Web page code records

☆ ☆ ☆ ☆

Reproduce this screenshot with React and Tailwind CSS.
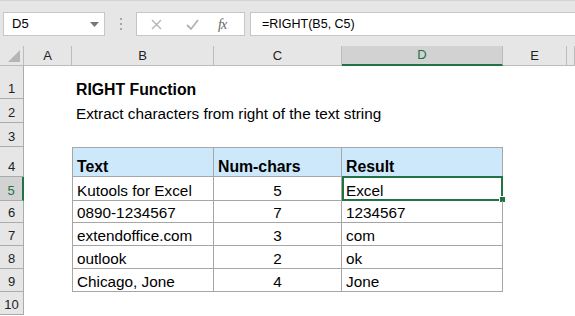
import React from "react";

const columns = [
  { key: "A", width: "w-[48px]" },
  { key: "B", width: "w-[142px]" },
  { key: "C", width: "w-[128px]" },
  { key: "D", width: "w-[161px]" },
  { key: "E", width: "w-[64px]" },
  { key: "F", width: "flex-1" },
];

const tableRows = [
  { text: "Kutools for Excel", num: "5", result: "Excel" },
  { text: "0890-1234567", num: "7", result: "1234567" },
  { text: "extendoffice.com", num: "3", result: "com" },
  { text: "outlook", num: "2", result: "ok" },
  { text: "Chicago, Jone", num: "4", result: "Jone" },
];

const rowHeights = ["h-[24px]", "h-[22px]", "h-[23px]", "h-[23px]", "h-[23px]"];

function RowHeader({ label, height, active }) {
  return (
    <div
      className={
        "w-[24px] shrink-0 flex items-end justify-center pb-[2px] text-[13px] leading-[14px] border-b " +
        height +
        (active
          ? " bg-[#d2d2d2] border-b-[#ababab] border-r-2 border-r-[#217346] text-[#217346]"
          : " bg-[#e6e6e6] border-b-[#ababab] border-r border-r-[#ababab] text-[#222]")
      }
    >
      {label}
    </div>
  );
}

function TextCell({ width, className = "", children }) {
  return (
    <div className={"shrink-0 flex items-end px-[4px] pb-[1px] leading-[17px] " + width + " " + className}>
      {children}
    </div>
  );
}

export default function App() {
  return (
    <div className="w-[575px] h-[316px] overflow-hidden bg-white font-['Liberation_Sans',Arial,sans-serif] text-black">
      {/* formula bar */}
      <div className="h-[46px] bg-[#e6e6e6] border-t border-[#d4d4d4] flex items-start pt-[11px] pl-[3px]">
        <div className="w-[102px] h-[24px] bg-white border border-[#c6c6c6] flex items-center justify-between pl-[8px] pr-[5px] text-[13px]">
          <span>D5</span>
          <svg width="9" height="5" viewBox="0 0 9 5">
            <polygon points="0,0 9,0 4.5,5" fill="#777" />
          </svg>
        </div>
        <div className="w-[31px] h-[24px] flex flex-col items-center justify-center gap-[3px]">
          <span className="w-[2px] h-[2px] bg-[#a8a8a8]" />
          <span className="w-[2px] h-[2px] bg-[#a8a8a8]" />
          <span className="w-[2px] h-[2px] bg-[#a8a8a8]" />
        </div>
        <div className="w-[109px] h-[24px] bg-white border border-[#c6c6c6] flex items-center">
          <svg className="ml-[14px]" width="11" height="11" viewBox="0 0 11 11">
            <path d="M1 1 L10 10 M10 1 L1 10" stroke="#b4b4b4" strokeWidth="1.4" />
          </svg>
          <svg className="ml-[24px]" width="13" height="11" viewBox="0 0 13 11">
            <path d="M1 6 L5 10 L12 1" stroke="#b4b4b4" strokeWidth="1.8" fill="none" />
          </svg>
          <span className="ml-[19px] font-['Liberation_Serif',serif] italic text-[14px] text-[#666] tracking-[-1px]">
            fx
          </span>
        </div>
        <div className="flex-1 h-[24px] ml-[5px] bg-white border border-[#c6c6c6] border-r-0 flex items-center pl-[11px] text-[12.5px]">
          =RIGHT(B5, C5)
        </div>
      </div>

      {/* column headers */}
      <div className="flex h-[20px] bg-[#e6e6e6] text-[13px] text-[#222]">
        <div className="w-[24px] shrink-0 border-r border-b border-[#bcbcbc] flex items-end justify-end pr-[3px] pb-[3px]">
          <svg width="12" height="12" viewBox="0 0 12 12">
            <polygon points="12,0 12,12 0,12" fill="#b5b5b5" />
          </svg>
        </div>
        {columns.map((col) =>
          col.key === "D" ? (
            <div
              key={col.key}
              className={col.width + " shrink-0 bg-[#d2d2d2] border-r border-r-[#bcbcbc] border-b-2 border-b-[#217346] flex items-center justify-center text-[#217346]"}
            >
              {col.key}
            </div>
          ) : (
            <div
              key={col.key}
              className={col.width + " shrink-0 border-r border-b border-[#bcbcbc] flex items-center justify-center"}
            >
              {col.key === "F" ? "" : col.key}
            </div>
          )
        )}
      </div>

      {/* sheet body */}
      <div className="text-[15.3px]">
        <div className="flex h-[33px]">
          <RowHeader label="1" height="h-[33px]" />
          <div className="w-[48px] shrink-0" />
          <TextCell width="w-[300px]" className="font-bold text-[15.8px]">
            RIGHT Function
          </TextCell>
        </div>
        <div className="flex h-[24px]">
          <RowHeader label="2" height="h-[24px]" />
          <div className="w-[48px] shrink-0" />
          <TextCell width="w-[420px]">Extract characters from right of the text string</TextCell>
        </div>
        <div className="flex h-[24px]">
          <RowHeader label="3" height="h-[24px]" />
        </div>
        <div className="flex h-[30px]">
          <RowHeader label="4" height="h-[30px]" />
          <div className="w-[48px] shrink-0" />
          <TextCell width="w-[142px]" className="font-bold text-[15.8px] bg-[#cde8fb] border border-[#a6a6a6]">
            Text
          </TextCell>
          <TextCell width="w-[128px]" className="font-bold text-[15.8px] bg-[#cde8fb] border-y border-r border-[#a6a6a6]">
            Num-chars
          </TextCell>
          <TextCell width="w-[161px]" className="font-bold text-[15.8px] bg-[#cde8fb] border-y border-r border-[#a6a6a6]">
            Result
          </TextCell>
        </div>
        {tableRows.map((row, i) => (
          <div key={row.text} className={"flex " + rowHeights[i]}>
            <RowHeader label={String(i + 5)} height={rowHeights[i]} active={i === 0} />
            <div className="w-[48px] shrink-0" />
            <TextCell width="w-[142px]" className="border-x border-b border-[#a6a6a6]">
              {row.text}
            </TextCell>
            <TextCell width="w-[128px]" className="justify-center border-r border-b border-[#a6a6a6]">
              {row.num}
            </TextCell>
            <TextCell width="w-[161px]" className="relative border-r border-b border-[#a6a6a6]">
              {row.result}
              {i === 0 && (
                <>
                  <div className="absolute left-0 -top-[1px] -right-[1px] -bottom-[1px] border-2 border-[#217346]" />
                  <div className="absolute -right-[4px] -bottom-[3px] w-[7px] h-[7px] bg-[#217346] border border-white" />
                </>
              )}
            </TextCell>
          </div>
        ))}
        <div className="flex h-[23px]">
          <RowHeader label="10" height="h-[23px]" />
        </div>
      </div>
    </div>
  );
}
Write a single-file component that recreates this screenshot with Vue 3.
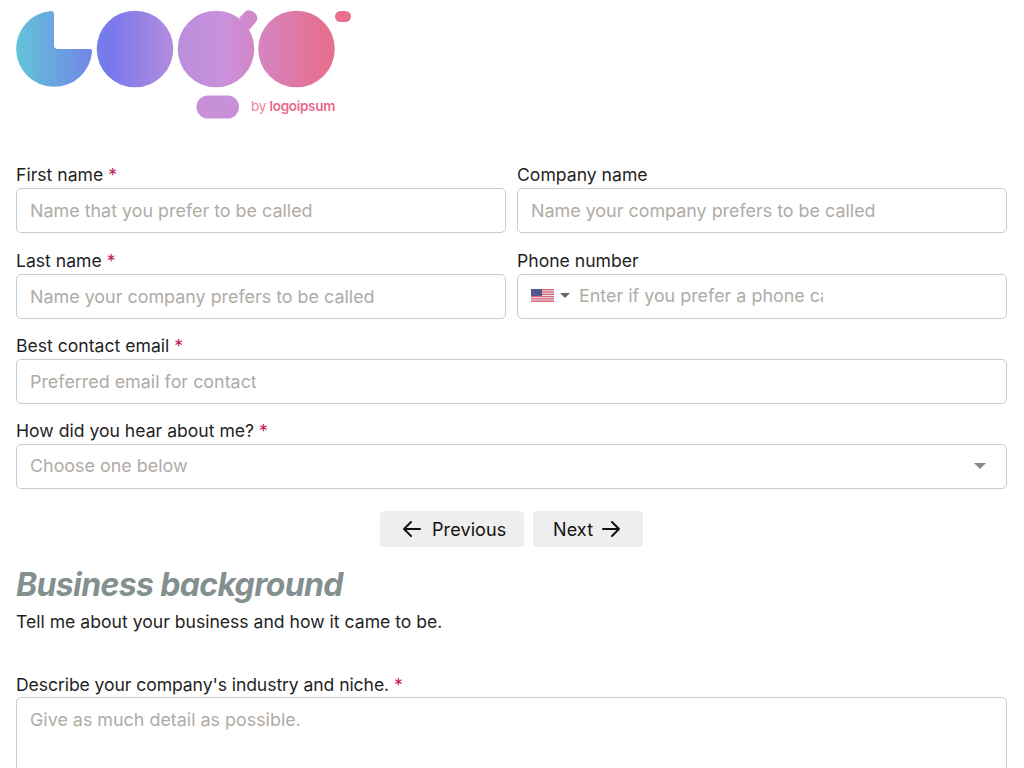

☆ ☆ ☆ ☆

▸ **What you have to do**: Look at the listing and set down only the lines from its start through the line with "import React from", word for word and without pictures.

▸ **Response to this exercise**:
Reproduce this screenshot with React and Tailwind CSS.
import React from "react";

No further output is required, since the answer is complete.